Interface markup and scripts:
-------

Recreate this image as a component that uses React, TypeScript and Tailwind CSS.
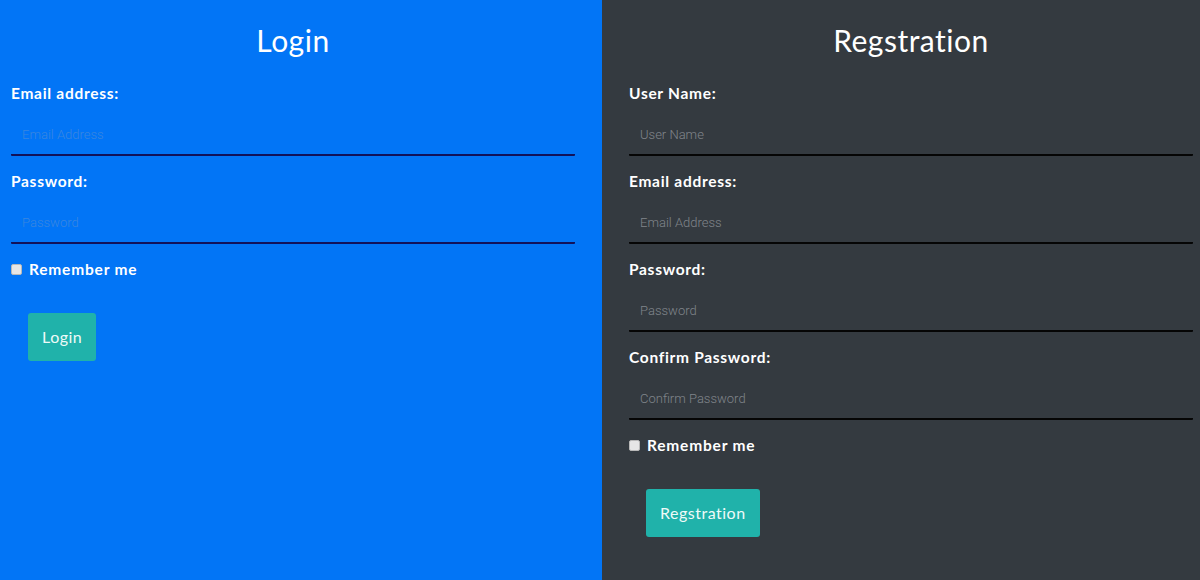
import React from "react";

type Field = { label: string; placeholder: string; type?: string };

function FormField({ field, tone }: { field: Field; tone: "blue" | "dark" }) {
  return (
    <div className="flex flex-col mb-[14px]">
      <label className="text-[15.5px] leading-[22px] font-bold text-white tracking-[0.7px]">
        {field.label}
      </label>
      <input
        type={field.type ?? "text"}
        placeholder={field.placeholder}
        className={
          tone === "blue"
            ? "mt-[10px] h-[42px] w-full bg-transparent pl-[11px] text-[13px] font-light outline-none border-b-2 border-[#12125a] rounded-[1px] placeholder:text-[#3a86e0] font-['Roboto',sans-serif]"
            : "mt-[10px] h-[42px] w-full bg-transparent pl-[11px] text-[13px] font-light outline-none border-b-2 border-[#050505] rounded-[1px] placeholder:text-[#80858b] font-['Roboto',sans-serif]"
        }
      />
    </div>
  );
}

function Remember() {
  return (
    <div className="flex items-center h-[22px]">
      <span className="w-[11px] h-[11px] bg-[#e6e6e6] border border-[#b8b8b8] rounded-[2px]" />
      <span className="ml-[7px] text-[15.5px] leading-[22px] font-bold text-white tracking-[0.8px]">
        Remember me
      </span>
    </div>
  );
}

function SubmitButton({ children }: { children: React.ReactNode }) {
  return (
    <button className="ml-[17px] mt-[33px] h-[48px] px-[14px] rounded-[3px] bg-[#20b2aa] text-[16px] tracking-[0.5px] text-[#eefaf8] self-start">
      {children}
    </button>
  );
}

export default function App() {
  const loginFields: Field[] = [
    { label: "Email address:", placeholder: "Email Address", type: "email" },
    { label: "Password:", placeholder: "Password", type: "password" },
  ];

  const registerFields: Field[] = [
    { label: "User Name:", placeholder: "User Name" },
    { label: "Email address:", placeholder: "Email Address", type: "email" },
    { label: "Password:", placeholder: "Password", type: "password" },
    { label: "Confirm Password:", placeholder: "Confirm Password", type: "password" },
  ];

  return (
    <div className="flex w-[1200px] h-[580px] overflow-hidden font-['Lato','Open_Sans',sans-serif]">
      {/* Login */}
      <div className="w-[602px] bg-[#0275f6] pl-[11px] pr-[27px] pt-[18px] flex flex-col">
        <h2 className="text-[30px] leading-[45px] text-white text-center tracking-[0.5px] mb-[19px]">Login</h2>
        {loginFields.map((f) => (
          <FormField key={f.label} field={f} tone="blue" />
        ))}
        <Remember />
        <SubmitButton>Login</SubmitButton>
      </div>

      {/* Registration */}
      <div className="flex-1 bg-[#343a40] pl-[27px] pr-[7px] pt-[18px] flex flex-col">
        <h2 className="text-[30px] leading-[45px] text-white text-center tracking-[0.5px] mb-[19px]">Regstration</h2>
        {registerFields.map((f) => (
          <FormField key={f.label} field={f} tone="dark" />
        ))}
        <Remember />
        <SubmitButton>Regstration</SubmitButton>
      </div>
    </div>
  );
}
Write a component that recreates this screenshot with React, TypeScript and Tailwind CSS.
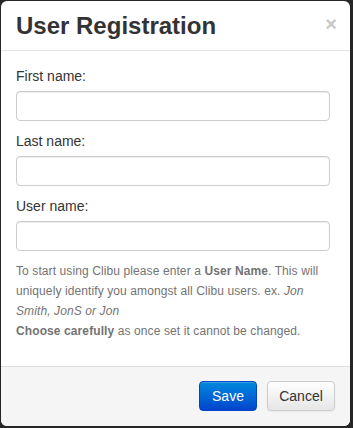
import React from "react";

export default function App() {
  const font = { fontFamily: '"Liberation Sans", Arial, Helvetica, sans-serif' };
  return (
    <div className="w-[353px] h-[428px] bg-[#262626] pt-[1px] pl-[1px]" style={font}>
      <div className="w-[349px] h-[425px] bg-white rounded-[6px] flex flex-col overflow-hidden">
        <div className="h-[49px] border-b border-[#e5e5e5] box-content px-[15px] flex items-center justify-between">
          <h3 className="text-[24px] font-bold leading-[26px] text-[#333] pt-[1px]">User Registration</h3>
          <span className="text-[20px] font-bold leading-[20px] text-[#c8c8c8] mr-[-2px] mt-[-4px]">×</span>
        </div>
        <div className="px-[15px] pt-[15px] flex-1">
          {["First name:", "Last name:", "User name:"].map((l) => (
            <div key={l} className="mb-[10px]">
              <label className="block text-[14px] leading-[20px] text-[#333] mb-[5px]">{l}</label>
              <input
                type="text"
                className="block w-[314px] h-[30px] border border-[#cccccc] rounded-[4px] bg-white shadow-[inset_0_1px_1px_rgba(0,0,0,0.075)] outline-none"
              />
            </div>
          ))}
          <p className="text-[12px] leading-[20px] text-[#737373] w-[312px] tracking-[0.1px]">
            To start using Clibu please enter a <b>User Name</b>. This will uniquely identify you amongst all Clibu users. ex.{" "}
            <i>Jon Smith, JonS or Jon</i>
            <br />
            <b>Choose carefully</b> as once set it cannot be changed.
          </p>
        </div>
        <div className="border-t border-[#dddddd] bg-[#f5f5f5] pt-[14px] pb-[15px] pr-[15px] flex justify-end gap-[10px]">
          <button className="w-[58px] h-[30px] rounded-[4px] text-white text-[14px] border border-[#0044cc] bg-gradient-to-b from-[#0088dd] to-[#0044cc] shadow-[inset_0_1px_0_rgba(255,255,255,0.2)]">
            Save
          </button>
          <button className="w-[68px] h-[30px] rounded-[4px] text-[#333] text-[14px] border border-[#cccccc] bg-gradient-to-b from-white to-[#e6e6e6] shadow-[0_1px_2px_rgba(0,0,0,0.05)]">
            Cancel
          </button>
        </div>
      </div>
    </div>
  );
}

-------

Exactly as written, return every line of the listing, but not the pictures.

**Output below**
Recreate this image as a component that uses React, TypeScript and Tailwind CSS.
import React from "react";

type Field = { label: string; placeholder: string; type?: string };

function FormField({ field, tone }: { field: Field; tone: "blue" | "dark" }) {
  return (
    <div className="flex flex-col mb-[14px]">
      <label className="text-[15.5px] leading-[22px] font-bold text-white tracking-[0.7px]">
        {field.label}
      </label>
      <input
        type={field.type ?? "text"}
        placeholder={field.placeholder}
        className={
          tone === "blue"
            ? "mt-[10px] h-[42px] w-full bg-transparent pl-[11px] text-[13px] font-light outline-none border-b-2 border-[#12125a] rounded-[1px] placeholder:text-[#3a86e0] font-['Roboto',sans-serif]"
            : "mt-[10px] h-[42px] w-full bg-transparent pl-[11px] text-[13px] font-light outline-none border-b-2 border-[#050505] rounded-[1px] placeholder:text-[#80858b] font-['Roboto',sans-serif]"
        }
      />
    </div>
  );
}

function Remember() {
  return (
    <div className="flex items-center h-[22px]">
      <span className="w-[11px] h-[11px] bg-[#e6e6e6] border border-[#b8b8b8] rounded-[2px]" />
      <span className="ml-[7px] text-[15.5px] leading-[22px] font-bold text-white tracking-[0.8px]">
        Remember me
      </span>
    </div>
  );
}

function SubmitButton({ children }: { children: React.ReactNode }) {
  return (
    <button className="ml-[17px] mt-[33px] h-[48px] px-[14px] rounded-[3px] bg-[#20b2aa] text-[16px] tracking-[0.5px] text-[#eefaf8] self-start">
      {children}
    </button>
  );
}

export default function App() {
  const loginFields: Field[] = [
    { label: "Email address:", placeholder: "Email Address", type: "email" },
    { label: "Password:", placeholder: "Password", type: "password" },
  ];

  const registerFields: Field[] = [
    { label: "User Name:", placeholder: "User Name" },
    { label: "Email address:", placeholder: "Email Address", type: "email" },
    { label: "Password:", placeholder: "Password", type: "password" },
    { label: "Confirm Password:", placeholder: "Confirm Password", type: "password" },
  ];

  return (
    <div className="flex w-[1200px] h-[580px] overflow-hidden font-['Lato','Open_Sans',sans-serif]">
      {/* Login */}
      <div className="w-[602px] bg-[#0275f6] pl-[11px] pr-[27px] pt-[18px] flex flex-col">
        <h2 className="text-[30px] leading-[45px] text-white text-center tracking-[0.5px] mb-[19px]">Login</h2>
        {loginFields.map((f) => (
          <FormField key={f.label} field={f} tone="blue" />
        ))}
        <Remember />
        <SubmitButton>Login</SubmitButton>
      </div>

      {/* Registration */}
      <div className="flex-1 bg-[#343a40] pl-[27px] pr-[7px] pt-[18px] flex flex-col">
        <h2 className="text-[30px] leading-[45px] text-white text-center tracking-[0.5px] mb-[19px]">Regstration</h2>
        {registerFields.map((f) => (
          <FormField key={f.label} field={f} tone="dark" />
        ))}
        <Remember />
        <SubmitButton>Regstration</SubmitButton>
      </div>
    </div>
  );
}
Write a component that recreates this screenshot with React, TypeScript and Tailwind CSS.
import React from "react";

export default function App() {
  const font = { fontFamily: '"Liberation Sans", Arial, Helvetica, sans-serif' };
  return (
    <div className="w-[353px] h-[428px] bg-[#262626] pt-[1px] pl-[1px]" style={font}>
      <div className="w-[349px] h-[425px] bg-white rounded-[6px] flex flex-col overflow-hidden">
        <div className="h-[49px] border-b border-[#e5e5e5] box-content px-[15px] flex items-center justify-between">
          <h3 className="text-[24px] font-bold leading-[26px] text-[#333] pt-[1px]">User Registration</h3>
          <span className="text-[20px] font-bold leading-[20px] text-[#c8c8c8] mr-[-2px] mt-[-4px]">×</span>
        </div>
        <div className="px-[15px] pt-[15px] flex-1">
          {["First name:", "Last name:", "User name:"].map((l) => (
            <div key={l} className="mb-[10px]">
              <label className="block text-[14px] leading-[20px] text-[#333] mb-[5px]">{l}</label>
              <input
                type="text"
                className="block w-[314px] h-[30px] border border-[#cccccc] rounded-[4px] bg-white shadow-[inset_0_1px_1px_rgba(0,0,0,0.075)] outline-none"
              />
            </div>
          ))}
          <p className="text-[12px] leading-[20px] text-[#737373] w-[312px] tracking-[0.1px]">
            To start using Clibu please enter a <b>User Name</b>. This will uniquely identify you amongst all Clibu users. ex.{" "}
            <i>Jon Smith, JonS or Jon</i>
            <br />
            <b>Choose carefully</b> as once set it cannot be changed.
          </p>
        </div>
        <div className="border-t border-[#dddddd] bg-[#f5f5f5] pt-[14px] pb-[15px] pr-[15px] flex justify-end gap-[10px]">
          <button className="w-[58px] h-[30px] rounded-[4px] text-white text-[14px] border border-[#0044cc] bg-gradient-to-b from-[#0088dd] to-[#0044cc] shadow-[inset_0_1px_0_rgba(255,255,255,0.2)]">
            Save
          </button>
          <button className="w-[68px] h-[30px] rounded-[4px] text-[#333] text-[14px] border border-[#cccccc] bg-gradient-to-b from-white to-[#e6e6e6] shadow-[0_1px_2px_rgba(0,0,0,0.05)]">
            Cancel
          </button>
        </div>
      </div>
    </div>
  );
}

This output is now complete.